* Written instruction *
Transcribe the records exactly. Pictures do not belong in the transcription.

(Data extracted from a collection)
******

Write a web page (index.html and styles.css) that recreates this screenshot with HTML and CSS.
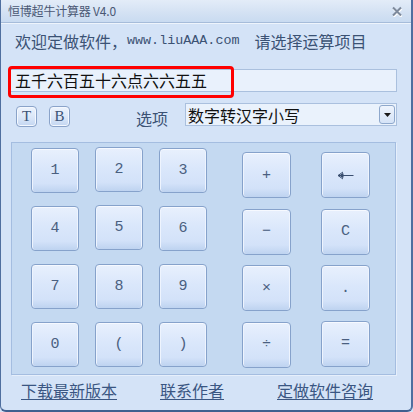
FILE: index.html
```html
<!DOCTYPE html>
<html lang="zh">
<head>
<meta charset="utf-8">
<title>恒博超牛计算器 V4.0</title>
<link rel="stylesheet" href="styles.css">
</head>
<body>
<div class="window">
  <div class="titlebar">
    <span class="title">恒博超牛计算器 V4.0</span>
    <svg class="close" width="12" height="11" viewBox="0 0 12 11">
      <path d="M2 2 L10 10 M10 2 L2 10" stroke="#ffffff" stroke-width="2.2" transform="translate(0.5,0.8)"/>
      <path d="M2 1.5 L10 9.5 M10 1.5 L2 9.5" stroke="#7e8a9c" stroke-width="2"/>
    </svg>
  </div>
  <div class="content">
    <div class="welcome">欢迎定做软件，<span class="mono">www.liuAAA.com</span><span class="prompt">请选择运算项目</span></div>
    <div class="result-row">
      <div class="result">五千六百五十六点六六五五</div>
      <div class="mark"></div>
    </div>
    <div class="options-row">
      <button class="tiny">T</button>
      <button class="tiny">B</button>
      <span class="opt-label">选项</span>
      <div class="select">
        <span>数字转汉字小写</span>
        <span class="drop"><svg width="7" height="4" viewBox="0 0 7 4"><path d="M0 0 H7 L3.5 4 Z" fill="#1a1a1a"/></svg></span>
      </div>
    </div>
    <div class="pad">
      <div class="numgrid">
        <button class="key">1</button><button class="key k-up">2</button><button class="key">3</button>
        <button class="key">4</button><button class="key k-up">5</button><button class="key">6</button>
        <button class="key">7</button><button class="key">8</button><button class="key">9</button>
        <button class="key">0</button><button class="key">(</button><button class="key">)</button>
      </div>
      <div class="opgrid">
        <button class="key">+</button>
        <button class="key" aria-label="←"><svg width="17" height="9" viewBox="0 0 17 9"><path d="M1 4.5 H16.5 M1 4.5 L6 1 M1 4.5 L6 8 M3 4.5 L6 2.5 L6 6.5 Z" stroke="#3a4f70" stroke-width="1" fill="#3a4f70"/></svg></button>
        <button class="key">−</button><button class="key">C</button>
        <button class="key">×</button><button class="key">.</button>
        <button class="key">÷</button><button class="key k-up">=</button>
      </div>
    </div>
    <div class="links">
      <a class="link l1">下载最新版本</a>
      <a class="link l2">联系作者</a>
      <a class="link l3">定做软件咨询</a>
    </div>
  </div>
</div>
</body>
</html>
```

FILE: styles.css
```css
html, body {
  margin: 0;
  padding: 0;
  background: #d4e3f7;
}
.window {
  width: 413px;
  height: 412px;
  box-sizing: border-box;
  border-left: 1px solid #4f6f9f;
  border-right: 2px solid #4f6f9f;
  border-bottom: 2px solid #3f5f8f;
  border-radius: 0 0 6px 6px;
  background: #d4e3f7;
  font-family: "Noto Sans CJK SC", "Liberation Sans", sans-serif;
  color: #3a5070;
  overflow: hidden;
}
.titlebar {
  height: 22px;
  display: flex;
  align-items: center;
  justify-content: space-between;
  padding: 0 8px 0 7px;
  background: linear-gradient(#e3ecf8, #d3e1f3 60%, #c9dbf1);
  border-bottom: 1px solid #a6bcda;
  box-shadow: 0 1px 0 #eef4fc;
}
.title {
  font-size: 12px;
  color: #4a5874;
  line-height: 22px;
  letter-spacing: -0.2px;
}
.close {
  margin-top: 1px;
}
.content {
  padding: 8px 0 0 0;
}
.welcome {
  padding-left: 14px;
  font-size: 16px;
  line-height: 20px;
  height: 20px;
  color: #3b5274;
  display: flex;
  align-items: center;
}
.mono {
  font-family: "Liberation Mono", monospace;
  font-size: 13.4px;
}
.prompt {
  margin-left: 15px;
}
.result-row {
  position: relative;
  margin: 18px 14px 0 7px;
}
.result {
  height: 23px;
  box-sizing: border-box;
  border: 1px solid #aac0de;
  background: #e9f1fc;
  font-size: 16px;
  line-height: 21px;
  color: #111;
  padding-left: 6px;
}
.mark {
  position: absolute;
  left: 0;
  top: -3px;
  width: 226px;
  height: 32px;
  box-sizing: border-box;
  border: 3px solid #ff0000;
  border-radius: 4px;
}
.options-row {
  display: flex;
  align-items: flex-start;
  margin: 11px 14px 0 15px;
  height: 24px;
}
.tiny {
  width: 21px;
  height: 21px;
  margin-top: 3px;
  padding: 0;
  border: 1px solid #8aa3c9;
  border-radius: 4px;
  background: linear-gradient(#eef4fd, #d8e5f8 60%, #c3d6f1);
  box-shadow: inset 0 0 0 1px #f4f8fe;
  font-family: "Liberation Serif", serif;
  font-size: 15px;
  line-height: 17px;
  color: #3b5274;
}
.tiny + .tiny {
  margin-left: 12px;
}
.opt-label {
  margin-left: 66px;
  font-size: 16px;
  line-height: 24px;
  margin-top: 3px;
  color: #3b5274;
}
.select {
  margin-left: 17px;
  flex: 1;
  height: 23px;
  box-sizing: border-box;
  border: 1px solid #aac0de;
  background: #eaf2fc;
  display: flex;
  align-items: center;
  justify-content: space-between;
  padding: 0 1px 0 2px;
  font-size: 16px;
  color: #111;
}
.drop {
  width: 16px;
  height: 19px;
  box-sizing: border-box;
  border: 1px solid #8ea8cc;
  border-radius: 3px;
  background: linear-gradient(#eef4fd, #d5e3f7);
  display: flex;
  align-items: center;
  justify-content: center;
}
.pad {
  margin: 15px 15px 0 10px;
  height: 233px;
  box-sizing: border-box;
  border: 1px solid #a4bde0;
  box-shadow: 1px 1px 0 #e6effb;
  background: #c4d9f1;
  display: flex;
  padding: 5px 0 0 19px;
}
.numgrid {
  display: grid;
  grid-template-columns: repeat(3, 48px);
  grid-auto-rows: 45px;
  column-gap: 16px;
  row-gap: 13px;
}
.opgrid {
  margin-left: 35px;
  margin-top: 4px;
  display: grid;
  grid-template-columns: repeat(2, 49px);
  grid-auto-rows: 46px;
  column-gap: 30px;
  row-gap: 10.5px;
}
.key {
  padding: 0;
  border: 1px solid #86a2cb;
  border-radius: 4px;
  background: linear-gradient(#e8f0fd 0%, #dae7fb 45%, #d3e2f9 80%, #bed3f0 100%);
  box-shadow: inset 0 1px 0 #f6f9ff, inset 1px 0 0 #eef4fe, inset -1px 0 0 #eef4fe;
  font-family: "Liberation Mono", monospace;
  font-size: 15px;
  color: #4a5f80;
  display: flex;
  align-items: center;
  justify-content: center;
}
.k-up {
  position: relative;
  top: -1px;
}
.links {
  position: relative;
  height: 30px;
  font-size: 16px;
}
.link {
  position: absolute;
  top: 3px;
  color: #3a5682;
  text-decoration: underline;
  text-underline-offset: 2px;
}
.l1 { left: 20px; }
.l2 { left: 159px; }
.l3 { left: 276px; }
```
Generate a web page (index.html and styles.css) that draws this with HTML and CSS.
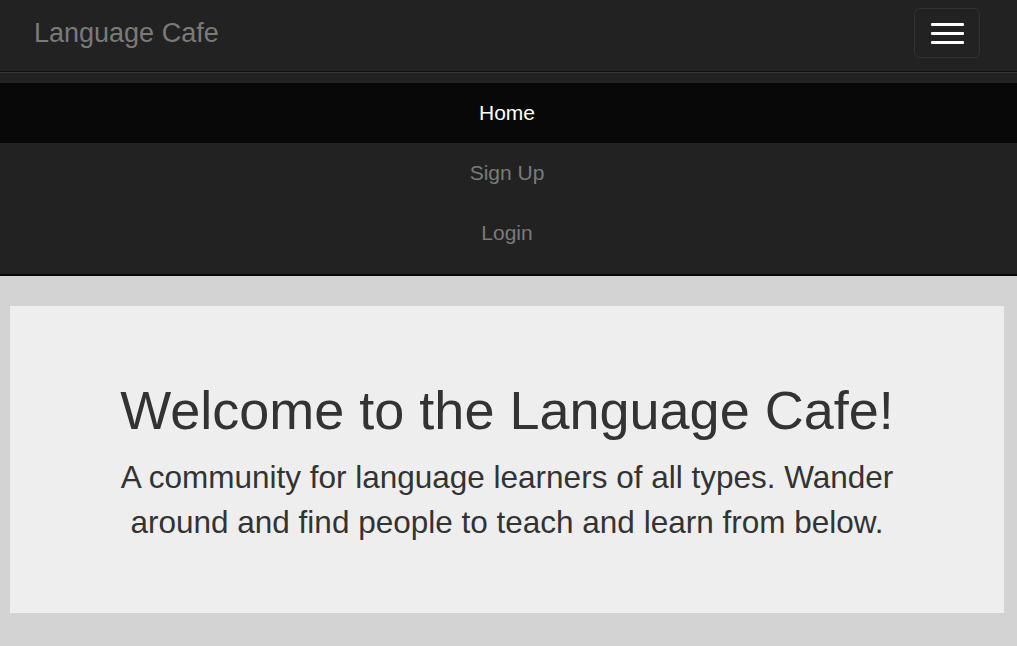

******

* Exercise result *
Write a web page (index.html and styles.css) that recreates this screenshot with HTML and CSS.
FILE: index.html
```html
<!DOCTYPE html>
<html lang="zh">
<head>
<meta charset="utf-8">
<title>恒博超牛计算器 V4.0</title>
<link rel="stylesheet" href="styles.css">
</head>
<body>
<div class="window">
  <div class="titlebar">
    <span class="title">恒博超牛计算器 V4.0</span>
    <svg class="close" width="12" height="11" viewBox="0 0 12 11">
      <path d="M2 2 L10 10 M10 2 L2 10" stroke="#ffffff" stroke-width="2.2" transform="translate(0.5,0.8)"/>
      <path d="M2 1.5 L10 9.5 M10 1.5 L2 9.5" stroke="#7e8a9c" stroke-width="2"/>
    </svg>
  </div>
  <div class="content">
    <div class="welcome">欢迎定做软件，<span class="mono">www.liuAAA.com</span><span class="prompt">请选择运算项目</span></div>
    <div class="result-row">
      <div class="result">五千六百五十六点六六五五</div>
      <div class="mark"></div>
    </div>
    <div class="options-row">
      <button class="tiny">T</button>
      <button class="tiny">B</button>
      <span class="opt-label">选项</span>
      <div class="select">
        <span>数字转汉字小写</span>
        <span class="drop"><svg width="7" height="4" viewBox="0 0 7 4"><path d="M0 0 H7 L3.5 4 Z" fill="#1a1a1a"/></svg></span>
      </div>
    </div>
    <div class="pad">
      <div class="numgrid">
        <button class="key">1</button><button class="key k-up">2</button><button class="key">3</button>
        <button class="key">4</button><button class="key k-up">5</button><button class="key">6</button>
        <button class="key">7</button><button class="key">8</button><button class="key">9</button>
        <button class="key">0</button><button class="key">(</button><button class="key">)</button>
      </div>
      <div class="opgrid">
        <button class="key">+</button>
        <button class="key" aria-label="←"><svg width="17" height="9" viewBox="0 0 17 9"><path d="M1 4.5 H16.5 M1 4.5 L6 1 M1 4.5 L6 8 M3 4.5 L6 2.5 L6 6.5 Z" stroke="#3a4f70" stroke-width="1" fill="#3a4f70"/></svg></button>
        <button class="key">−</button><button class="key">C</button>
        <button class="key">×</button><button class="key">.</button>
        <button class="key">÷</button><button class="key k-up">=</button>
      </div>
    </div>
    <div class="links">
      <a class="link l1">下载最新版本</a>
      <a class="link l2">联系作者</a>
      <a class="link l3">定做软件咨询</a>
    </div>
  </div>
</div>
</body>
</html>
```

FILE: styles.css
```css
html, body {
  margin: 0;
  padding: 0;
  background: #d4e3f7;
}
.window {
  width: 413px;
  height: 412px;
  box-sizing: border-box;
  border-left: 1px solid #4f6f9f;
  border-right: 2px solid #4f6f9f;
  border-bottom: 2px solid #3f5f8f;
  border-radius: 0 0 6px 6px;
  background: #d4e3f7;
  font-family: "Noto Sans CJK SC", "Liberation Sans", sans-serif;
  color: #3a5070;
  overflow: hidden;
}
.titlebar {
  height: 22px;
  display: flex;
  align-items: center;
  justify-content: space-between;
  padding: 0 8px 0 7px;
  background: linear-gradient(#e3ecf8, #d3e1f3 60%, #c9dbf1);
  border-bottom: 1px solid #a6bcda;
  box-shadow: 0 1px 0 #eef4fc;
}
.title {
  font-size: 12px;
  color: #4a5874;
  line-height: 22px;
  letter-spacing: -0.2px;
}
.close {
  margin-top: 1px;
}
.content {
  padding: 8px 0 0 0;
}
.welcome {
  padding-left: 14px;
  font-size: 16px;
  line-height: 20px;
  height: 20px;
  color: #3b5274;
  display: flex;
  align-items: center;
}
.mono {
  font-family: "Liberation Mono", monospace;
  font-size: 13.4px;
}
.prompt {
  margin-left: 15px;
}
.result-row {
  position: relative;
  margin: 18px 14px 0 7px;
}
.result {
  height: 23px;
  box-sizing: border-box;
  border: 1px solid #aac0de;
  background: #e9f1fc;
  font-size: 16px;
  line-height: 21px;
  color: #111;
  padding-left: 6px;
}
.mark {
  position: absolute;
  left: 0;
  top: -3px;
  width: 226px;
  height: 32px;
  box-sizing: border-box;
  border: 3px solid #ff0000;
  border-radius: 4px;
}
.options-row {
  display: flex;
  align-items: flex-start;
  margin: 11px 14px 0 15px;
  height: 24px;
}
.tiny {
  width: 21px;
  height: 21px;
  margin-top: 3px;
  padding: 0;
  border: 1px solid #8aa3c9;
  border-radius: 4px;
  background: linear-gradient(#eef4fd, #d8e5f8 60%, #c3d6f1);
  box-shadow: inset 0 0 0 1px #f4f8fe;
  font-family: "Liberation Serif", serif;
  font-size: 15px;
  line-height: 17px;
  color: #3b5274;
}
.tiny + .tiny {
  margin-left: 12px;
}
.opt-label {
  margin-left: 66px;
  font-size: 16px;
  line-height: 24px;
  margin-top: 3px;
  color: #3b5274;
}
.select {
  margin-left: 17px;
  flex: 1;
  height: 23px;
  box-sizing: border-box;
  border: 1px solid #aac0de;
  background: #eaf2fc;
  display: flex;
  align-items: center;
  justify-content: space-between;
  padding: 0 1px 0 2px;
  font-size: 16px;
  color: #111;
}
.drop {
  width: 16px;
  height: 19px;
  box-sizing: border-box;
  border: 1px solid #8ea8cc;
  border-radius: 3px;
  background: linear-gradient(#eef4fd, #d5e3f7);
  display: flex;
  align-items: center;
  justify-content: center;
}
.pad {
  margin: 15px 15px 0 10px;
  height: 233px;
  box-sizing: border-box;
  border: 1px solid #a4bde0;
  box-shadow: 1px 1px 0 #e6effb;
  background: #c4d9f1;
  display: flex;
  padding: 5px 0 0 19px;
}
.numgrid {
  display: grid;
  grid-template-columns: repeat(3, 48px);
  grid-auto-rows: 45px;
  column-gap: 16px;
  row-gap: 13px;
}
.opgrid {
  margin-left: 35px;
  margin-top: 4px;
  display: grid;
  grid-template-columns: repeat(2, 49px);
  grid-auto-rows: 46px;
  column-gap: 30px;
  row-gap: 10.5px;
}
.key {
  padding: 0;
  border: 1px solid #86a2cb;
  border-radius: 4px;
  background: linear-gradient(#e8f0fd 0%, #dae7fb 45%, #d3e2f9 80%, #bed3f0 100%);
  box-shadow: inset 0 1px 0 #f6f9ff, inset 1px 0 0 #eef4fe, inset -1px 0 0 #eef4fe;
  font-family: "Liberation Mono", monospace;
  font-size: 15px;
  color: #4a5f80;
  display: flex;
  align-items: center;
  justify-content: center;
}
.k-up {
  position: relative;
  top: -1px;
}
.links {
  position: relative;
  height: 30px;
  font-size: 16px;
}
.link {
  position: absolute;
  top: 3px;
  color: #3a5682;
  text-decoration: underline;
  text-underline-offset: 2px;
}
.l1 { left: 20px; }
.l2 { left: 159px; }
.l3 { left: 276px; }
```
Generate a web page (index.html and styles.css) that draws this with HTML and CSS.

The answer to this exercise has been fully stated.